Update 7:30 p.m.: I would strongly encourage TBD to question the Alexa information here if it feels it is wrong. What’s the lowdown on the page views? And is Alexa significantly undercounting TBD traffic? Is TBD working with the Audit Bureau of Circulations, which says it will verify internally generated stats. Probably since TBD isn’t a newspaper or magazine, it isn’t eligible. If not, I hope that ABC can change the rules, and meanwhile there are other organizations.
Furthermore, the verified numbers should be public by TBD and competitors; hasn’t TBD always said it’s pro-openness?

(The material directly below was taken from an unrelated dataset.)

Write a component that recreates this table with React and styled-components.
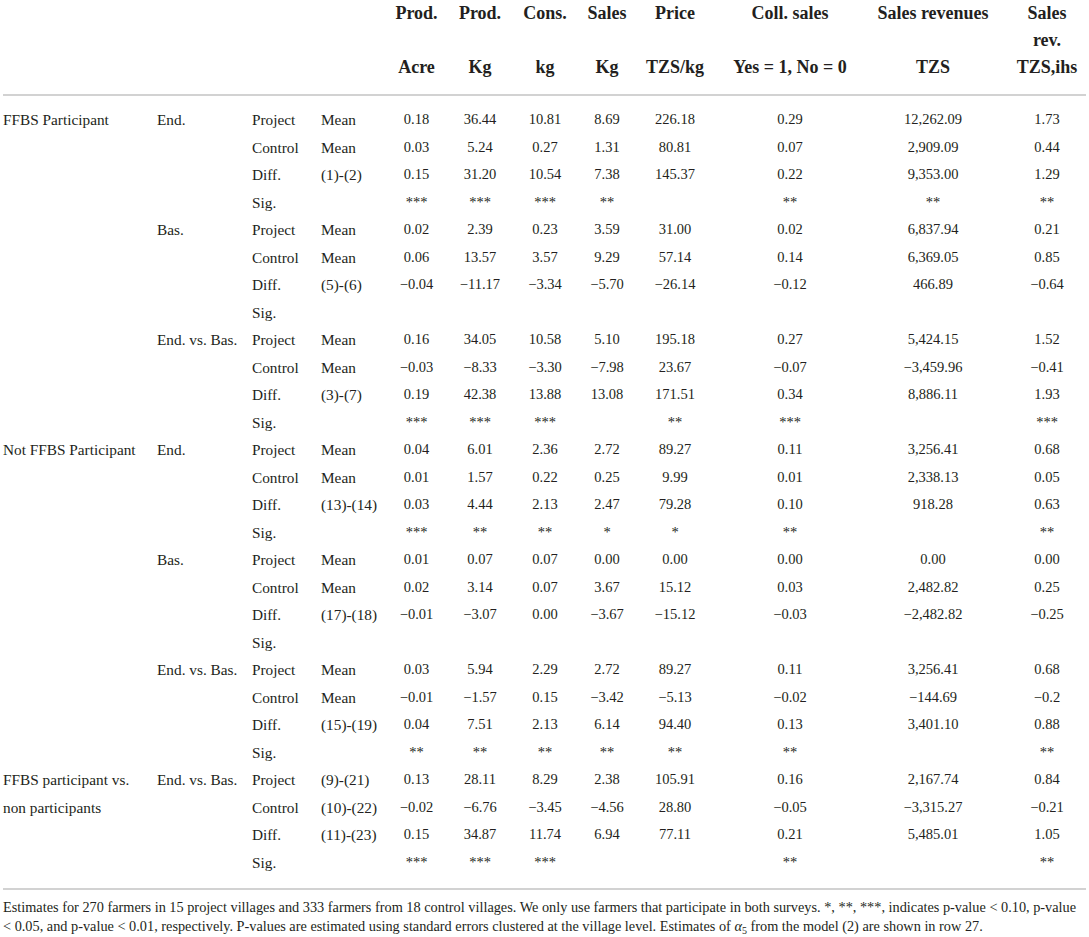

You can go to Quantcast.com and see the stats for solomonscandals.com based on the Quantcast scripts that I myself have embedded. Traffic is hardly at a peak now, to be euphemistic; but then I suspect that will change if/when The Solomon Scandals novel gets noticed in a big way by the mainstream media. Meanwhile, within the limits of my time, I’m pleased to run this site as a public service, without fretting endlessly over the numbers. Pieces on hyperlocal journalism are hardly the ultimate audience-grabbers, but like the others in this informal series, the present one begged to be written.